[begin MATERIALS PROVIDED]

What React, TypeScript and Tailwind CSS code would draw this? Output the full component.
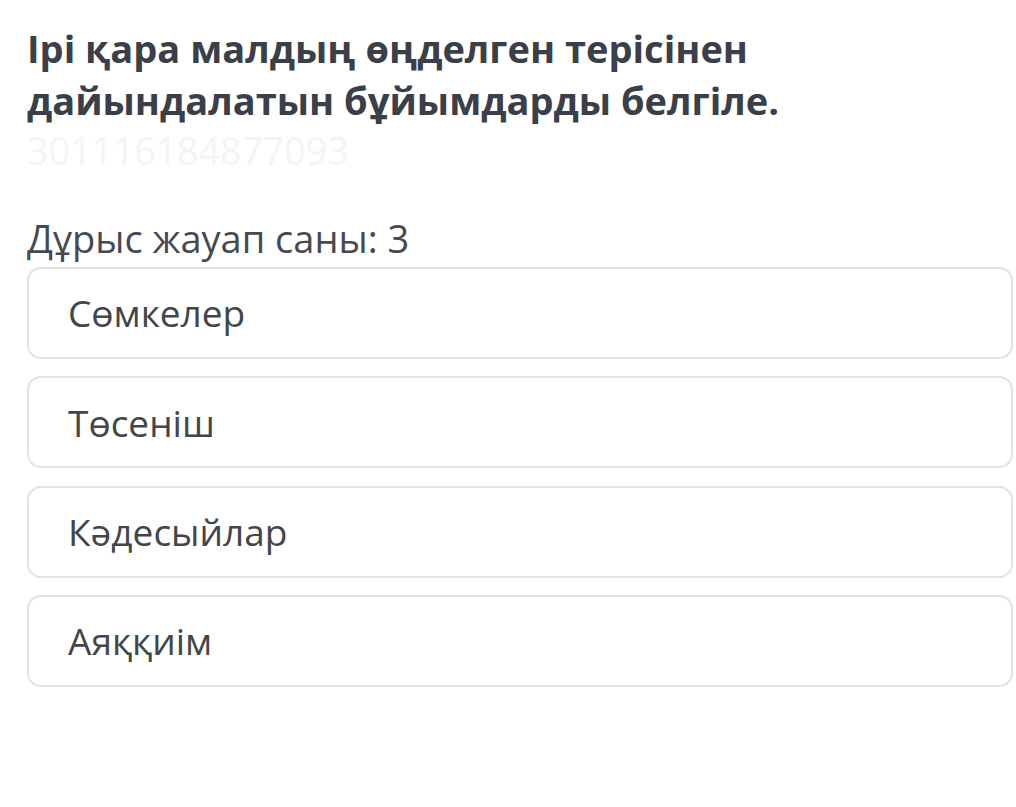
import React from "react";

const options = ["Сөмкелер", "Төсеніш", "Кәдесыйлар", "Аяққиім"];

export default function App() {
  return (
    <div
      className="w-[1016px] h-[807px] bg-white overflow-hidden"
      style={{ fontFamily: '"Open Sans", "Noto Sans", sans-serif' }}
    >
      <div className="pl-[27px] pr-[3px] pt-[22px]">
        <h1 className="text-[38px] leading-[52px] font-bold text-[#3b4048] w-[850px]">
          Ірі қара малдың өңделген терісінен дайындалатын бұйымдарды белгіле.
        </h1>
        <div className="text-[37.5px] leading-[50px] text-[#f4f4f4]">301116184877093</div>
        <div className="mt-[42px] text-[38px] leading-[40px] text-[#464a4e]">Дұрыс жауап саны: 3</div>
        <div className="mt-[9px] flex flex-col gap-[17.3px]">
          {options.map((o) => (
            <div
              key={o}
              className="h-[92px] border-[2.5px] border-[#e1e4e4] rounded-[14px] flex items-center pl-[39px] text-[37px] text-[#434648]"
            >
              {o}
            </div>
          ))}
        </div>
      </div>
    </div>
  );
}
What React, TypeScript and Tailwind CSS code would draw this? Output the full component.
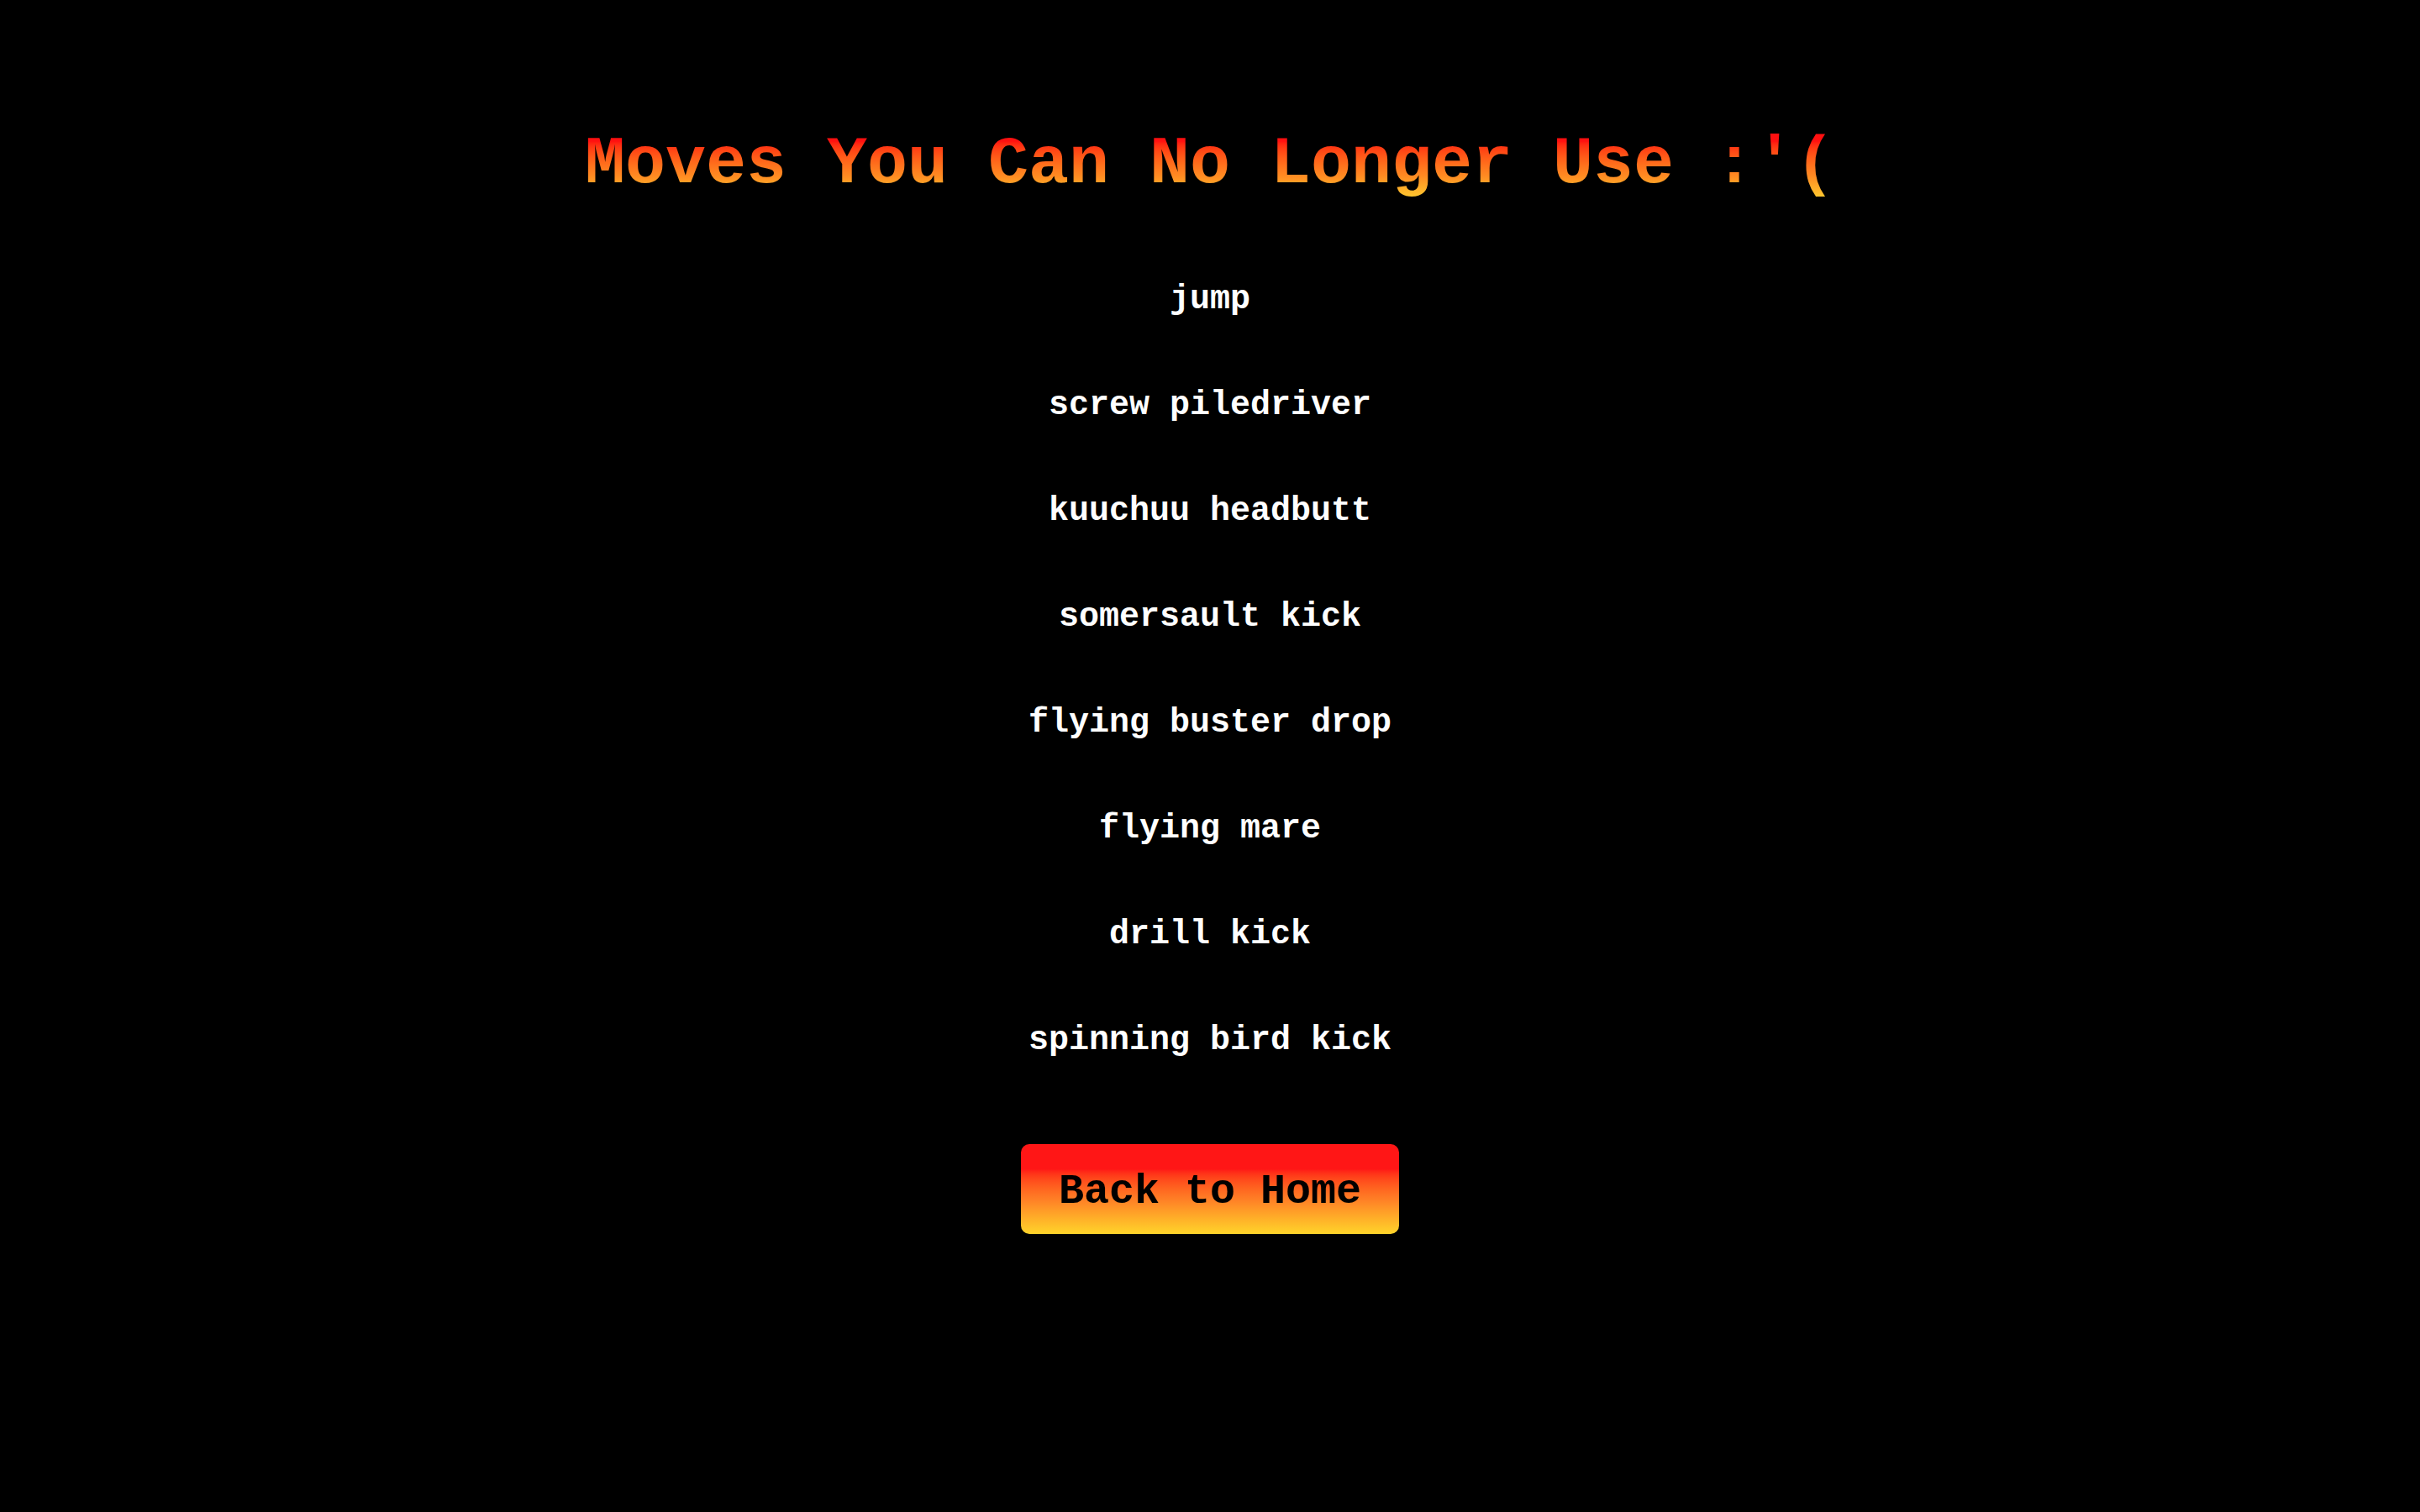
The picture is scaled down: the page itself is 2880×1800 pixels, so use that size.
import React from 'react';

const moves: string[] = [
  "jump",
  "screw piledriver",
  "kuuchuu headbutt",
  "somersault kick",
  "flying buster drop",
  "flying mare",
  "drill kick",
  "spinning bird kick"
];

export default function App() {
  return (
    <div className="min-h-screen w-full bg-black font-['Courier_New','Nimbus_Mono_PS','Nimbus_Mono_L','FreeMono','Liberation_Mono',monospace] font-bold">
      <div className="flex flex-col items-center pt-[150px]">
        {/* Title */}
        <h1 className="text-[80px] leading-[91px] font-bold bg-gradient-to-b from-[#ff1010] from-[20%] via-[#ff8a22] via-[65%] to-[#ffd632] bg-clip-text text-transparent whitespace-pre">
          Moves You Can No Longer Use :'(
        </h1>

        {/* Moves list */}
        <ul className="mt-[93px] flex flex-col items-center gap-[80px]">
          {moves.map((move, index) => (
            <li key={index} className="text-white text-[40px] leading-[46px] whitespace-pre">
              {move}
            </li>
          ))}
        </ul>

        {/* Back button */}
        <button className="mt-[100px] rounded-[10px] px-[45px] pt-[28px] pb-[22px] text-[50px] leading-[57px] text-black font-bold bg-gradient-to-b from-[#ff1616] from-[28%] via-[#ff8026] via-[62%] to-[#ffd42a]">
          Back to Home
        </button>
      </div>
    </div>
  );
}
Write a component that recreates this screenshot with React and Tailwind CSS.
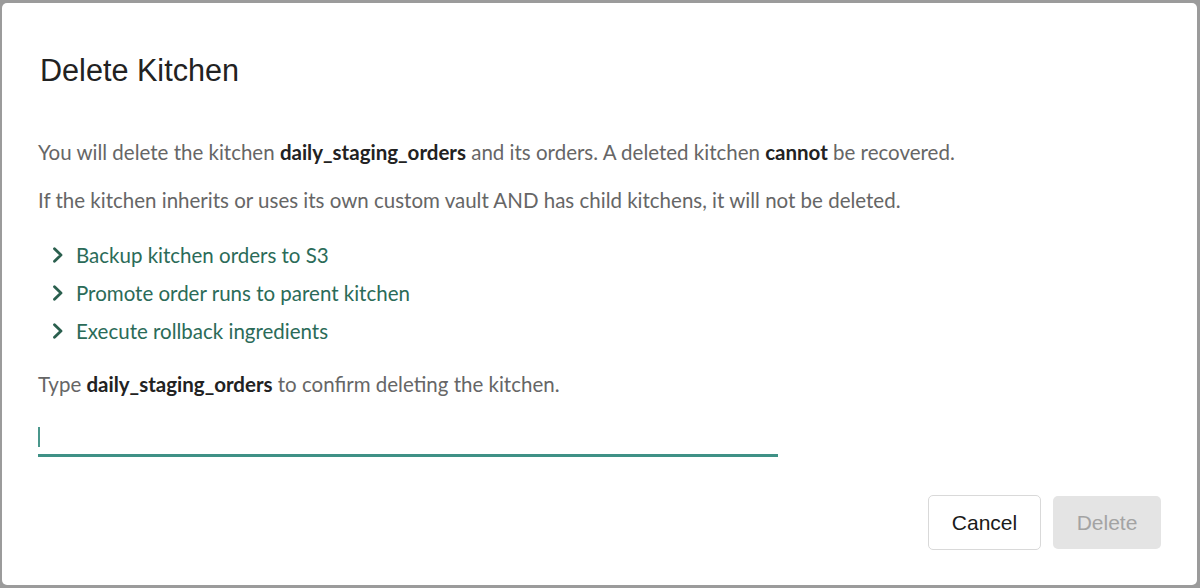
import React from 'react';

function Chevron() {
  return (
    <svg width="12" height="16" viewBox="0 0 12 16" className="shrink-0">
      <polyline points="2.5,1.8 9,8 2.5,14.2" fill="none" stroke="#2a5f4e" strokeWidth="2.8" strokeLinecap="round" strokeLinejoin="round" />
    </svg>
  );
}

const steps = [
  'Backup kitchen orders to S3',
  'Promote order runs to parent kitchen',
  'Execute rollback ingredients',
];

function App() {
  return (
    <div className="h-[588px] w-[1200px] bg-[#9b9b9b] pt-[3px] pb-[3px] pl-[2px] pr-[3px]">
      <div className="h-full bg-white rounded-[5px] pl-[36px] pr-[36px] pt-[49px] pb-[35px] flex flex-col font-['Lato',sans-serif]">
        <h2 className="font-['Liberation_Sans',Arial,sans-serif] text-[30.6px] leading-[36px] text-[#222] ml-[2px]">Delete Kitchen</h2>

        <p className="mt-[50px] text-[20.5px] leading-[28px] text-[#666]">
          You will delete the kitchen <b className="font-bold text-[#222]">daily_staging_orders</b> and its orders. A deleted kitchen <b className="font-bold text-[#222]">cannot</b> be recovered.
        </p>
        <p className="mt-[20px] text-[20.5px] leading-[28px] text-[#666]">
          If the kitchen inherits or uses its own custom vault AND has child kitchens, it will not be deleted.
        </p>

        <ul className="mt-[27px] ml-[14px] flex flex-col gap-[10px]">
          {steps.map((s) => (
            <li key={s} className="flex items-center gap-[12px] text-[20.5px] leading-[28px] text-[#2b6b58]">
              <Chevron />
              <span>{s}</span>
            </li>
          ))}
        </ul>

        <p className="mt-[25px] text-[20.5px] leading-[28px] text-[#666]">
          Type <b className="font-bold text-[#222]">daily_staging_orders</b> to confirm deleting the kitchen.
        </p>

        <div className="mt-[18px] w-[740px] h-[41px] border-b-[3px] border-[#3f9186] pt-[11px]">
          <div className="w-[2px] h-[20px] bg-[#4a978c]" />
        </div>

        <div className="mt-[38px] flex justify-end items-start gap-[12px]">
          <button className="h-[55px] w-[113px] rounded-[5px] border border-[#d9d9d9] bg-white font-['Liberation_Sans',Arial,sans-serif] text-[21px] text-[#1a1a1a]">
            Cancel
          </button>
          <button disabled className="mt-[1px] h-[53px] w-[108px] rounded-[5px] bg-[#e4e4e4] font-['Liberation_Sans',Arial,sans-serif] text-[21px] text-[#a3a3a3]">
            Delete
          </button>
        </div>
      </div>
    </div>
  );
}

export default App;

[end MATERIALS PROVIDED]

* _DIRECTION_
Copy exactly the stretch of lines from the one containing "Write a component" through the one containing "text-[30.6px] leading-[36px] text-[#222]", both included. Leave out any pictures.

* _ANSWER_
Write a component that recreates this screenshot with React and Tailwind CSS.
import React from 'react';

function Chevron() {
  return (
    <svg width="12" height="16" viewBox="0 0 12 16" className="shrink-0">
      <polyline points="2.5,1.8 9,8 2.5,14.2" fill="none" stroke="#2a5f4e" strokeWidth="2.8" strokeLinecap="round" strokeLinejoin="round" />
    </svg>
  );
}

const steps = [
  'Backup kitchen orders to S3',
  'Promote order runs to parent kitchen',
  'Execute rollback ingredients',
];

function App() {
  return (
    <div className="h-[588px] w-[1200px] bg-[#9b9b9b] pt-[3px] pb-[3px] pl-[2px] pr-[3px]">
      <div className="h-full bg-white rounded-[5px] pl-[36px] pr-[36px] pt-[49px] pb-[35px] flex flex-col font-['Lato',sans-serif]">
        <h2 className="font-['Liberation_Sans',Arial,sans-serif] text-[30.6px] leading-[36px] text-[#222] ml-[2px]">Delete Kitchen</h2>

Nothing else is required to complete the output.